When the Great Recession struck near the end of 2008, there were predictions of significant foreclosure activity within the worker-housing program, but that has not been the case, said Cindy Christensen, Housing Authority operations manager.



In 2009, out of 150 foreclosures in the county, seven (4.7 percent) were for deed-restricted housing. In 2010, the county saw 144 foreclosures, three of which (2 percent) involved deed-restricted units. One was purchased by the city of Aspen and resold, and the Housing Authority purchased the other one and resold it.

Last year, out of 113 foreclosures, three (2.6 percent) involved employee units. Two were purchased by the Housing Authority, which sold one back to the owner and another through a lottery. The third was retained by the owner, according to the authority’s report to commissioners.

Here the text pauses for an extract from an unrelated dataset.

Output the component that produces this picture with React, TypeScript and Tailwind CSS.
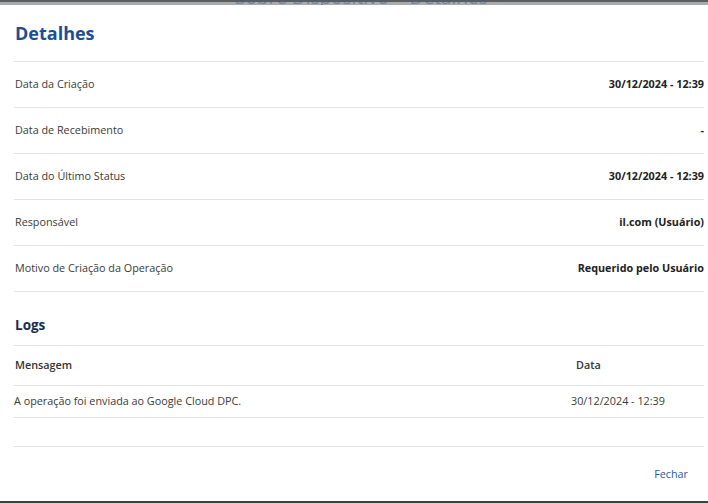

The Housing Authority, which oversees about 1,500 units that are sold to qualified local workers (the program also has about 1,300 rental units), keeps careful tabs on foreclosure proceedings, according to Christensen.

“An awful lot of people will be teetering on the edge of foreclosure,” said Tom McCabe, housing director.

But, Christensen said, most of them cure the debt. A few have declared bankruptcy to avoid foreclosure, and some, on the advice of the Housing Authority, put their units on the market and sell them before they go through foreclosure. That way, they get back whatever equity they have in the unit. If a residence winds up at a foreclosure sale on the courthouse steps, the owner gets nothing, Christensen explained.

The housing office will bid $50 more than the minimum for a unit sold in foreclosure in order to retain it, but if the lender takes possession, the housing authority has 30 days in which to purchase it from the bank, according to Christensen.

If the bank kept possession, it could sell it as a free-market residence, minus the deed restriction that keeps it affordable to the working populace.

“We don’t want them to turn over in that fashion,” McCabe said. “That makes it our obligation to step up and rescue those units to make sure they don’t go to the free market.”

If a third party purchased the unit through a foreclosure auction, the buyer would have to be a qualified worker under the Housing Authority’s guidelines in order to reside in it. Otherwise, it would have to be sold to a qualified worker, virtually eliminating the chances of making a speculative killing on a deed-restricted residence.

The Housing Authority has a $500,000 line item in its budget to purchase units sold in foreclosure. It currently owns one three-bedroom, three-bathroom home in Woody Creek that was abandoned by its prior owners. They apparently just gave up and left; food remained in the refrigerator, Christensen said.

The unit will be cleaned in preparation for putting it back on the market, she said.